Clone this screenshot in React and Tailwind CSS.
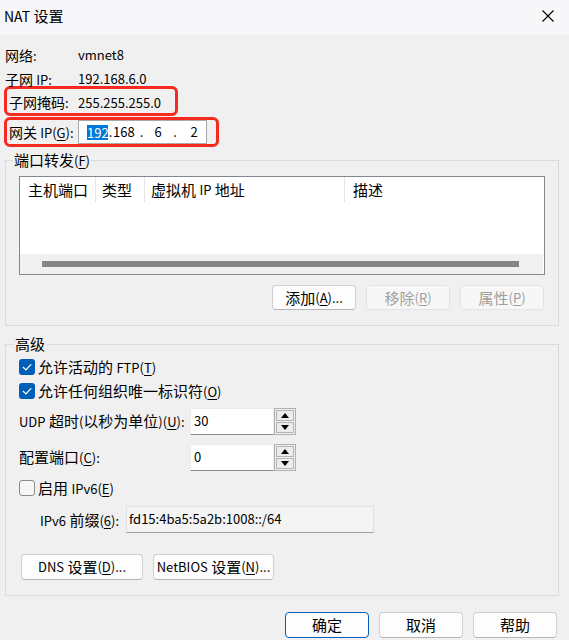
import React from "react";

const L = ({ children }) => <span className="text-[13px]">{children}</span>;
const M = ({ c }) => (
  <span className="text-[13px]">
    (<span className="underline underline-offset-[2px] decoration-1">{c}</span>)
  </span>
);

const Check = ({ checked }) =>
  checked ? (
    <div className="w-[16px] h-[16px] rounded-[3px] bg-[#005fb8] flex items-center justify-center shrink-0">
      <svg width="16" height="16" viewBox="0 0 16 16">
        <path d="M4.2 8.3 L6.9 10.9 L11.9 5.6" fill="none" stroke="#fff" strokeWidth="1.2" strokeLinecap="round" strokeLinejoin="round" />
      </svg>
    </div>
  ) : (
    <div className="w-[16px] h-[16px] rounded-[3px] border border-[#8a8a8a] bg-[#f6f6f6] shrink-0" />
  );

const Spinner = () => (
  <div className="w-[22px] h-[27px] border border-[#b0b0b0] p-[1px] flex flex-col gap-[1px] bg-[#f0f0f0]">
    <div className="flex-1 border border-[#b4b4b4] bg-[#ececec] flex items-center justify-center">
      <svg width="8" height="5" viewBox="0 0 8 5"><polygon points="0,5 4,0 8,5" fill="#000" /></svg>
    </div>
    <div className="flex-1 border border-[#b4b4b4] bg-[#ececec] flex items-center justify-center">
      <svg width="8" height="5" viewBox="0 0 8 5"><polygon points="0,0 8,0 4,5" fill="#000" /></svg>
    </div>
  </div>
);

const Btn = ({ children, w = "w-[84px]", disabled, primary, h = "h-[25px]" }) => (
  <div
    className={`${w} ${h} rounded-[4px] flex items-center justify-center border ${
      primary
        ? "border-[#005fb8] bg-[#fdfdfd] text-black"
        : disabled
        ? "border-[#e3e3e3] bg-[#f7f7f7] text-[#9f9f9f]"
        : "border-[#d0d0d0] border-b-[#b5b5b5] bg-[#fdfdfd] text-black"
    }`}
  >
    {children}
  </div>
);

export default function App() {
  return (
    <div className="w-[569px] h-[640px] bg-[#f0f0f0] text-[15px] text-black overflow-hidden font-['Noto_Sans_CJK_SC',sans-serif] leading-[18px]">
      {/* Title bar */}
      <div className="h-[35px] bg-[#f7f7f9] flex items-center justify-between pl-[4px] pr-[15px]">
        <span className="text-[15px] -mt-[3px]"><span className="text-[14px]">NAT</span> 设置</span>
        <svg width="12" height="12" viewBox="0 0 12 12" className="-mt-[3px]">
          <path d="M0.5 0.5 L11.5 11.5 M11.5 0.5 L0.5 11.5" stroke="#000" strokeWidth="1.1" />
        </svg>
      </div>

      <div className="text-[14px]">
        {/* Info rows */}
        <div className="mt-[11px] h-[18px] flex items-center pl-[5px]">
          <span className="w-[73px]">网络<L>:</L></span>
          <L>vmnet8</L>
        </div>
        <div className="mt-[6px] h-[18px] flex items-center pl-[5px]">
          <span className="w-[73px]">子网 <L>IP:</L></span>
          <L>192.168.6.0</L>
        </div>
        <div className="-mt-[2px] ml-[4px] w-[174px] h-[30px] border-[3px] border-[#f62a1f] rounded-[6px] flex items-center pt-[3px]">
          <span className="w-[71px] pl-[2px] shrink-0 whitespace-nowrap">子网掩码<L>:</L></span>
          <L>255.255.255.0</L>
        </div>
        <div className="mt-[1px] ml-[4px] w-[215px] h-[30px] border-[3px] border-[#f62a1f] rounded-[6px] flex items-center">
          <span className="w-[71px] pl-[2px] shrink-0 whitespace-nowrap">网关 <L>IP</L><M c="G" /><L>:</L></span>
          <div className="w-[129px] h-[24px] bg-white border border-[#a9a9a9] flex items-center pl-[8px] text-[13px]">
            <span className="w-[21px] h-[15px] leading-[15px] bg-[#0078d7] text-white text-center">192</span>
            <span className="w-[5px] text-center">.</span>
            <span className="w-[21px] text-center">168</span>
            <span className="w-[15px] text-center">.</span>
            <span className="w-[18px] text-center">6</span>
            <span className="w-[16px] text-center">.</span>
            <span className="w-[22px] text-center">2</span>
          </div>
        </div>
      </div>

      {/* Port forwarding group */}
      <fieldset className="mt-[3px] ml-[5px] w-[554px] border border-[#dcdcdc] pb-[15px]">
        <legend className="ml-[7px] px-[1px] leading-[20px]">
          端口转发<M c="F" />
        </legend>
        <div className="mt-[5px] ml-[13px] w-[526px] h-[99px] border border-[#828790] bg-white flex flex-col">
          <div className="h-[25px] flex items-stretch shrink-0">
            <div className="w-[76px] pl-[8px] flex items-center border-r border-[#e5e5e5] whitespace-nowrap">主机端口</div>
            <div className="w-[49px] pl-[6px] flex items-center border-r border-[#e5e5e5]">类型</div>
            <div className="w-[200px] pl-[6px] flex items-center border-r border-[#e5e5e5]">虚拟机&nbsp;<L>IP</L>&nbsp;地址</div>
            <div className="pl-[8px] flex items-center">描述</div>
          </div>
          <div className="flex-1" />
          <div className="h-[20px] mr-[1px] bg-[#f0f0f0] pt-[7px] pl-[22px] shrink-0">
            <div className="w-[477px] h-[6px] bg-[#858585]" />
          </div>
        </div>
        <div className="mt-[10px] flex justify-end gap-[10px] pr-[14px]">
          <Btn>添加<M c="A" /><L>...</L></Btn>
          <Btn disabled>移除<M c="R" /></Btn>
          <Btn disabled>属性<M c="P" /></Btn>
        </div>
      </fieldset>

      {/* Advanced group */}
      <fieldset className="mt-[8px] ml-[5px] w-[554px] border border-[#dcdcdc] pb-[15px]">
        <legend className="ml-[8px] px-[1px] leading-[20px]">高级</legend>
        <div className="mt-[5px] ml-[13px] h-[16px] flex items-center gap-[3px]">
          <Check checked />
          <span>允许活动的 <L>FTP</L><M c="T" /></span>
        </div>
        <div className="mt-[8px] ml-[13px] h-[16px] flex items-center gap-[3px]">
          <Check checked />
          <span>允许任何组织唯一标识符<M c="O" /></span>
        </div>
        <div className="mt-[9px] ml-[13px] h-[27px] flex items-center">
          <span className="w-[171px] shrink-0 whitespace-nowrap"><L>UDP</L> 超时<L>(</L>以秒为单位<L>)</L><M c="U" /><L>:</L></span>
          <div className="w-[84px] h-[27px] bg-white border border-[#ececec] border-b-[#8a8a8a] flex items-center pl-[3px] pb-[1px] text-[13px]">30</div>
          <Spinner />
        </div>
        <div className="mt-[9px] ml-[13px] h-[27px] flex items-center">
          <span className="w-[171px] shrink-0">配置端口<M c="C" /><L>:</L></span>
          <div className="w-[84px] h-[27px] bg-white border border-[#ececec] border-b-[#8a8a8a] flex items-center pl-[3px] pb-[1px] text-[13px]">0</div>
          <Spinner />
        </div>
        <div className="mt-[9px] ml-[13px] h-[16px] flex items-center gap-[3px]">
          <Check />
          <span>启用 <L>IPv6</L><M c="E" /></span>
        </div>
        <div className="mt-[10px] ml-[34px] h-[27px] flex items-center">
          <span className="w-[86px] shrink-0 pt-[1px] whitespace-nowrap"><L>IPv6</L> 前缀<M c="6" /><L>:</L></span>
          <div className="w-[248px] h-[27px] bg-[#f4f4f4] border border-[#e0e0e0] border-b-[#a0a0a0] pl-[2px] pt-[3px] text-[13px] leading-[18px]">
            fd15:4ba5:5a2b:1008::/64
          </div>
        </div>
        <div className="mt-[21px] ml-[15px] flex gap-[10px]">
          <Btn w="w-[122px]" h="h-[26px]"><L>DNS</L>&nbsp;设置<M c="D" /><L>...</L></Btn>
          <Btn w="w-[121px]" h="h-[26px]"><L>NetBIOS</L>&nbsp;设置<M c="N" /><L>...</L></Btn>
        </div>
      </fieldset>

      {/* Bottom buttons */}
      <div className="mt-[16px] flex justify-end gap-[10px] pr-[12px]">
        <Btn primary h="h-[26px]">确定</Btn>
        <Btn h="h-[26px]">取消</Btn>
        <Btn h="h-[26px]">帮助</Btn>
      </div>
    </div>
  );
}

▶ _Problem to solve_
Give the number of lines in the data that contain "React", with no other words.

▶ _Solution below_
2